# [STATED EXERCISE]
Return every record below exactly as written, but leave out the pictures.

----- RECORDS TO PROCESS

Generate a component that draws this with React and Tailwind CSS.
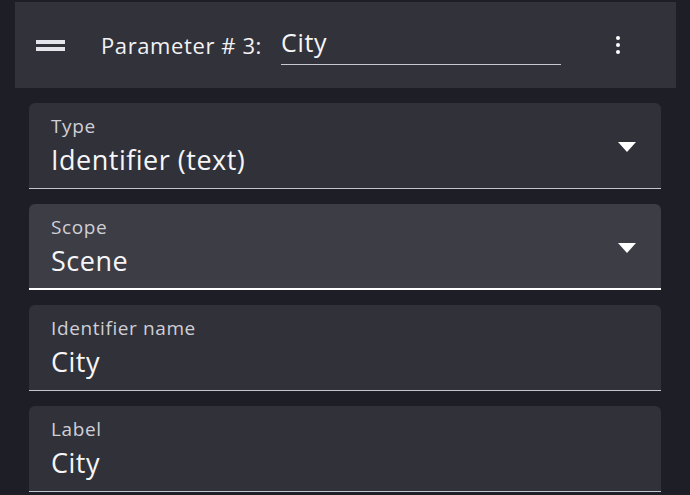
import React from 'react';

const font = { fontFamily: '"Open Sans", "Noto Sans", sans-serif' };

const Caret = () => (
  <svg width="18" height="10" viewBox="0 0 18 10" className="shrink-0 mt-[3px]">
    <path d="M0 0 L18 0 L9 10 Z" fill="#ffffff" />
  </svg>
);

const Field = ({ label, value, select, focused }) => (
  <div
    className={`h-[86px] rounded-t-[6px] flex pl-[22px] pr-[25px] ${
      focused ? 'bg-[#3d3d46] border-b-2 border-white' : 'bg-[#31313a] border-b border-[#c4c4cc]'
    }`}
  >
    <div className="flex-1 flex flex-col pt-[10.5px]">
      <span className="text-[19px] leading-[24px] tracking-[0.6px] text-[#cfcfd6]">{label}</span>
      <span className="text-[27px] leading-[34px] tracking-[0.5px] text-[#f6f6f8] mt-[5px]">{value}</span>
    </div>
    {select && (
      <div className="flex items-center">
        <Caret />
      </div>
    )}
  </div>
);

export default function App() {
  return (
    <div className="min-h-screen bg-[#1e1e26] pt-[2px] overflow-hidden" style={font}>
      {/* header row */}
      <div className="ml-[15px] w-[661px] h-[86px] bg-[#32323a] flex items-center pl-[21px] pr-[56px]">
        <div className="flex flex-col gap-[3px] w-[29px] mt-[1px]">
          <span className="h-[4px] bg-[#e4e4ea]" />
          <span className="h-[4px] bg-[#e4e4ea]" />
        </div>
        <span className="ml-[36px] text-[22px] tracking-[0.6px] text-[#f2f2f5] whitespace-nowrap">Parameter # 3:</span>
        <div className="ml-[19px] w-[280px] border-b-[1.5px] border-[#c8c8d2] pb-[5px]">
          <span className="block text-[25px] leading-[34px] tracking-[0.7px] text-[#f6f6f8]">City</span>
        </div>
        <div className="ml-auto flex flex-col gap-[3px]">
          <span className="w-[4px] h-[4px] rounded-full bg-white" />
          <span className="w-[4px] h-[4px] rounded-full bg-white" />
          <span className="w-[4px] h-[4px] rounded-full bg-white" />
        </div>
      </div>

      {/* fields */}
      <div className="mx-[29px] mt-[15px] flex flex-col gap-[15px]">
        <Field label="Type" value="Identifier (text)" select />
        <Field label="Scope" value="Scene" select focused />
        <Field label="Identifier name" value="City" />
        <Field label="Label" value="City" />
      </div>
    </div>
  );
}
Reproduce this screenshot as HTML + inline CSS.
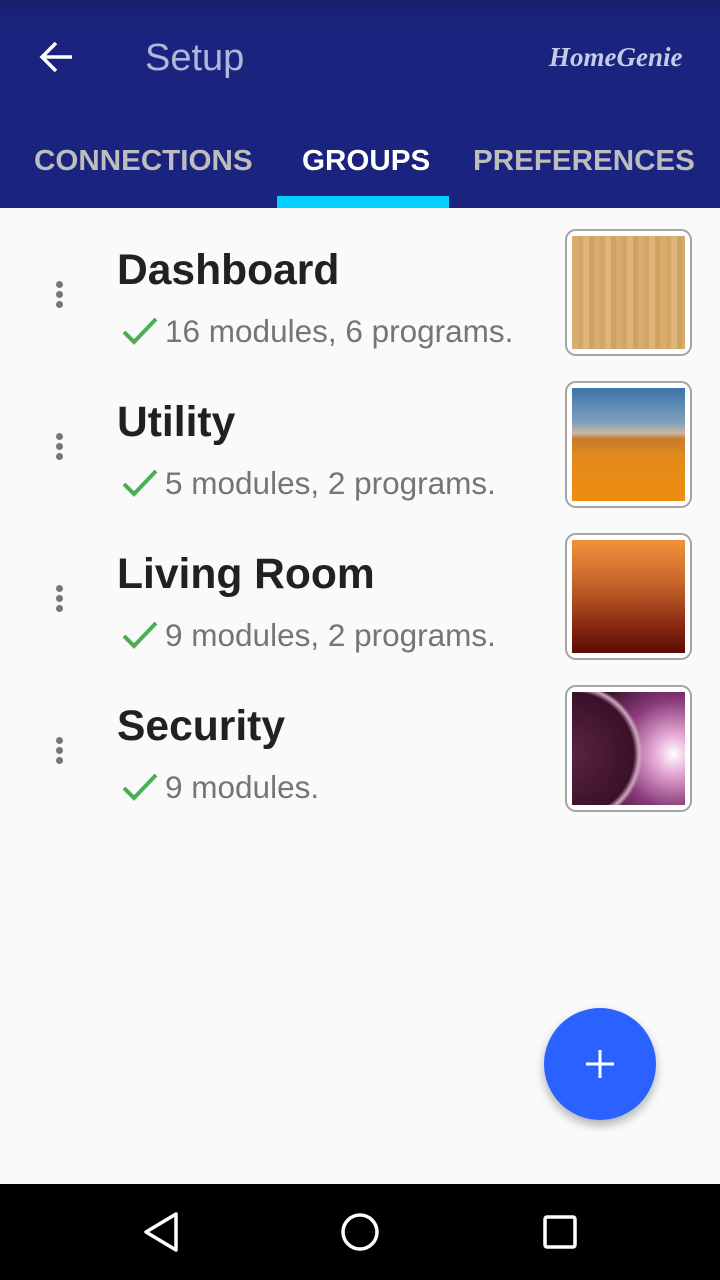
<!DOCTYPE html>
<html><head><meta charset="utf-8"><style>
*{margin:0;padding:0;box-sizing:border-box}
body{width:720px;height:1280px;background:#fafafa;font-family:"Liberation Sans",sans-serif;position:relative;overflow:hidden}
.top{position:absolute;left:0;top:0;width:720px;height:208px;background:#1a237e}
.status{position:absolute;left:0;top:0;width:720px;height:25px;background:linear-gradient(#171f6a,#1a237e)}
.abs{position:absolute;white-space:nowrap}
.tab{top:145px;font-size:29px;font-weight:bold;color:#bdbdbd;transform:scaleX(1.02);transform-origin:left}
.row{position:absolute;left:0;width:720px;height:152px}
.dots{position:absolute;left:56px;top:52px;width:8px}
.dots i{display:block;width:7px;height:7px;border-radius:50%;background:#777;margin-bottom:3px}
.t{position:absolute;left:117px;top:17px;font-size:43px;font-weight:bold;color:#212121;transform:scaleX(.99);transform-origin:left}
.s{position:absolute;left:165px;top:84px;font-size:31.5px;color:#757575}
.ck{position:absolute;left:122px;top:87px}
.th{position:absolute;left:565px;top:0;width:127px;height:127px;border:2px solid #a5a5a5;border-radius:11px;background:#fff}
.th div{position:absolute;left:5px;top:5px;width:113px;height:113px}
</style></head><body>
<div class="top"></div><div class="status"></div>
<svg class="abs" style="left:38px;top:40px" width="36" height="34" viewBox="0 0 36 34"><path d="M34 17H5M18 3L4 17l14 14" stroke="#fff" stroke-width="3.5" fill="none"/></svg>
<div class="abs" style="left:145px;top:37px;font-size:38px;color:#b0b6dc">Setup</div>
<div class="abs" style="left:549px;top:42px;font-size:27px;font-style:italic;font-weight:bold;color:#c5cae9;font-family:'Liberation Serif',serif">HomeGenie</div>
<div class="abs tab" style="left:34px">CONNECTIONS</div>
<div class="abs tab" style="left:302px;color:#fff">GROUPS</div>
<div class="abs tab" style="left:473px">PREFERENCES</div>
<div class="abs" style="left:277px;top:196px;width:172px;height:12px;background:#00cfff"></div>

<div class="row" style="top:229px"><div class="dots"><i></i><i></i><i></i></div>
<div class="t">Dashboard</div><svg class="ck" width="36" height="30"><path d="M2 16l10 10L34 3" stroke="#4caf50" stroke-width="4" fill="none"/></svg><div class="s">16 modules, 6 programs.</div>
<div class="th"><div style="background:repeating-linear-gradient(90deg,#d8ac6e 0 6px,#d2a666 6px 11px,#deb478 11px 17px,#cfa262 17px 22px)"></div></div></div>

<div class="row" style="top:381px"><div class="dots"><i></i><i></i><i></i></div>
<div class="t">Utility</div><svg class="ck" width="36" height="30"><path d="M2 16l10 10L34 3" stroke="#4caf50" stroke-width="4" fill="none"/></svg><div class="s">5 modules, 2 programs.</div>
<div class="th"><div style="background:linear-gradient(180deg,#3d74a8 0%,#7e9fbd 30%,#c9b7a4 40%,#c77a2c 45%,#e28a1c 60%,#f08d10 100%)"></div></div></div>

<div class="row" style="top:533px"><div class="dots"><i></i><i></i><i></i></div>
<div class="t">Living Room</div><svg class="ck" width="36" height="30"><path d="M2 16l10 10L34 3" stroke="#4caf50" stroke-width="4" fill="none"/></svg><div class="s">9 modules, 2 programs.</div>
<div class="th"><div style="background:linear-gradient(180deg,#f0923a 0%,#c4622a 40%,#8a2a12 75%,#5a0e06 100%)"></div></div></div>

<div class="row" style="top:685px"><div class="dots"><i></i><i></i><i></i></div>
<div class="t">Security</div><svg class="ck" width="36" height="30"><path d="M2 16l10 10L34 3" stroke="#4caf50" stroke-width="4" fill="none"/></svg><div class="s">9 modules.</div>
<div class="th"><div style="background:radial-gradient(circle at 0% 55%,#5a2440 0,#3a1028 48%,#cfa8c0 52%,transparent 55%),radial-gradient(circle at 90% 55%,#fff 0,#e8b0d8 15%,#8a3a7a 45%,#2a0c1c 80%)"></div></div></div>

<div class="abs" style="left:544px;top:1008px;width:112px;height:112px;border-radius:50%;background:#2962ff;box-shadow:0 5px 10px rgba(0,0,0,.3)"></div>
<svg class="abs" style="left:584px;top:1048px" width="32" height="32"><path d="M16 2v28M2 16h28" stroke="#fff" stroke-width="3"/></svg>

<div class="abs" style="left:0;top:1184px;width:720px;height:96px;background:#000"></div>
<svg class="abs" style="left:0;top:1184px" width="720" height="96"><path d="M176 30L146 48l30 18z" stroke="#fff" stroke-width="3.5" fill="none" stroke-linejoin="round"/><circle cx="360" cy="48" r="17" stroke="#fff" stroke-width="3.5" fill="none"/><rect x="545" y="33" width="30" height="30" stroke="#fff" stroke-width="3.5" fill="none" rx="2"/></svg>
</body></html>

----------

# [TASK RESULT]
Generate a component that draws this with React and Tailwind CSS.
import React from 'react';

const font = { fontFamily: '"Open Sans", "Noto Sans", sans-serif' };

const Caret = () => (
  <svg width="18" height="10" viewBox="0 0 18 10" className="shrink-0 mt-[3px]">
    <path d="M0 0 L18 0 L9 10 Z" fill="#ffffff" />
  </svg>
);

const Field = ({ label, value, select, focused }) => (
  <div
    className={`h-[86px] rounded-t-[6px] flex pl-[22px] pr-[25px] ${
      focused ? 'bg-[#3d3d46] border-b-2 border-white' : 'bg-[#31313a] border-b border-[#c4c4cc]'
    }`}
  >
    <div className="flex-1 flex flex-col pt-[10.5px]">
      <span className="text-[19px] leading-[24px] tracking-[0.6px] text-[#cfcfd6]">{label}</span>
      <span className="text-[27px] leading-[34px] tracking-[0.5px] text-[#f6f6f8] mt-[5px]">{value}</span>
    </div>
    {select && (
      <div className="flex items-center">
        <Caret />
      </div>
    )}
  </div>
);

export default function App() {
  return (
    <div className="min-h-screen bg-[#1e1e26] pt-[2px] overflow-hidden" style={font}>
      {/* header row */}
      <div className="ml-[15px] w-[661px] h-[86px] bg-[#32323a] flex items-center pl-[21px] pr-[56px]">
        <div className="flex flex-col gap-[3px] w-[29px] mt-[1px]">
          <span className="h-[4px] bg-[#e4e4ea]" />
          <span className="h-[4px] bg-[#e4e4ea]" />
        </div>
        <span className="ml-[36px] text-[22px] tracking-[0.6px] text-[#f2f2f5] whitespace-nowrap">Parameter # 3:</span>
        <div className="ml-[19px] w-[280px] border-b-[1.5px] border-[#c8c8d2] pb-[5px]">
          <span className="block text-[25px] leading-[34px] tracking-[0.7px] text-[#f6f6f8]">City</span>
        </div>
        <div className="ml-auto flex flex-col gap-[3px]">
          <span className="w-[4px] h-[4px] rounded-full bg-white" />
          <span className="w-[4px] h-[4px] rounded-full bg-white" />
          <span className="w-[4px] h-[4px] rounded-full bg-white" />
        </div>
      </div>

      {/* fields */}
      <div className="mx-[29px] mt-[15px] flex flex-col gap-[15px]">
        <Field label="Type" value="Identifier (text)" select />
        <Field label="Scope" value="Scene" select focused />
        <Field label="Identifier name" value="City" />
        <Field label="Label" value="City" />
      </div>
    </div>
  );
}
Reproduce this screenshot as HTML + inline CSS.
<!DOCTYPE html>
<html><head><meta charset="utf-8"><style>
*{margin:0;padding:0;box-sizing:border-box}
body{width:720px;height:1280px;background:#fafafa;font-family:"Liberation Sans",sans-serif;position:relative;overflow:hidden}
.top{position:absolute;left:0;top:0;width:720px;height:208px;background:#1a237e}
.status{position:absolute;left:0;top:0;width:720px;height:25px;background:linear-gradient(#171f6a,#1a237e)}
.abs{position:absolute;white-space:nowrap}
.tab{top:145px;font-size:29px;font-weight:bold;color:#bdbdbd;transform:scaleX(1.02);transform-origin:left}
.row{position:absolute;left:0;width:720px;height:152px}
.dots{position:absolute;left:56px;top:52px;width:8px}
.dots i{display:block;width:7px;height:7px;border-radius:50%;background:#777;margin-bottom:3px}
.t{position:absolute;left:117px;top:17px;font-size:43px;font-weight:bold;color:#212121;transform:scaleX(.99);transform-origin:left}
.s{position:absolute;left:165px;top:84px;font-size:31.5px;color:#757575}
.ck{position:absolute;left:122px;top:87px}
.th{position:absolute;left:565px;top:0;width:127px;height:127px;border:2px solid #a5a5a5;border-radius:11px;background:#fff}
.th div{position:absolute;left:5px;top:5px;width:113px;height:113px}
</style></head><body>
<div class="top"></div><div class="status"></div>
<svg class="abs" style="left:38px;top:40px" width="36" height="34" viewBox="0 0 36 34"><path d="M34 17H5M18 3L4 17l14 14" stroke="#fff" stroke-width="3.5" fill="none"/></svg>
<div class="abs" style="left:145px;top:37px;font-size:38px;color:#b0b6dc">Setup</div>
<div class="abs" style="left:549px;top:42px;font-size:27px;font-style:italic;font-weight:bold;color:#c5cae9;font-family:'Liberation Serif',serif">HomeGenie</div>
<div class="abs tab" style="left:34px">CONNECTIONS</div>
<div class="abs tab" style="left:302px;color:#fff">GROUPS</div>
<div class="abs tab" style="left:473px">PREFERENCES</div>
<div class="abs" style="left:277px;top:196px;width:172px;height:12px;background:#00cfff"></div>

<div class="row" style="top:229px"><div class="dots"><i></i><i></i><i></i></div>
<div class="t">Dashboard</div><svg class="ck" width="36" height="30"><path d="M2 16l10 10L34 3" stroke="#4caf50" stroke-width="4" fill="none"/></svg><div class="s">16 modules, 6 programs.</div>
<div class="th"><div style="background:repeating-linear-gradient(90deg,#d8ac6e 0 6px,#d2a666 6px 11px,#deb478 11px 17px,#cfa262 17px 22px)"></div></div></div>

<div class="row" style="top:381px"><div class="dots"><i></i><i></i><i></i></div>
<div class="t">Utility</div><svg class="ck" width="36" height="30"><path d="M2 16l10 10L34 3" stroke="#4caf50" stroke-width="4" fill="none"/></svg><div class="s">5 modules, 2 programs.</div>
<div class="th"><div style="background:linear-gradient(180deg,#3d74a8 0%,#7e9fbd 30%,#c9b7a4 40%,#c77a2c 45%,#e28a1c 60%,#f08d10 100%)"></div></div></div>

<div class="row" style="top:533px"><div class="dots"><i></i><i></i><i></i></div>
<div class="t">Living Room</div><svg class="ck" width="36" height="30"><path d="M2 16l10 10L34 3" stroke="#4caf50" stroke-width="4" fill="none"/></svg><div class="s">9 modules, 2 programs.</div>
<div class="th"><div style="background:linear-gradient(180deg,#f0923a 0%,#c4622a 40%,#8a2a12 75%,#5a0e06 100%)"></div></div></div>

<div class="row" style="top:685px"><div class="dots"><i></i><i></i><i></i></div>
<div class="t">Security</div><svg class="ck" width="36" height="30"><path d="M2 16l10 10L34 3" stroke="#4caf50" stroke-width="4" fill="none"/></svg><div class="s">9 modules.</div>
<div class="th"><div style="background:radial-gradient(circle at 0% 55%,#5a2440 0,#3a1028 48%,#cfa8c0 52%,transparent 55%),radial-gradient(circle at 90% 55%,#fff 0,#e8b0d8 15%,#8a3a7a 45%,#2a0c1c 80%)"></div></div></div>

<div class="abs" style="left:544px;top:1008px;width:112px;height:112px;border-radius:50%;background:#2962ff;box-shadow:0 5px 10px rgba(0,0,0,.3)"></div>
<svg class="abs" style="left:584px;top:1048px" width="32" height="32"><path d="M16 2v28M2 16h28" stroke="#fff" stroke-width="3"/></svg>

<div class="abs" style="left:0;top:1184px;width:720px;height:96px;background:#000"></div>
<svg class="abs" style="left:0;top:1184px" width="720" height="96"><path d="M176 30L146 48l30 18z" stroke="#fff" stroke-width="3.5" fill="none" stroke-linejoin="round"/><circle cx="360" cy="48" r="17" stroke="#fff" stroke-width="3.5" fill="none"/><rect x="545" y="33" width="30" height="30" stroke="#fff" stroke-width="3.5" fill="none" rx="2"/></svg>
</body></html>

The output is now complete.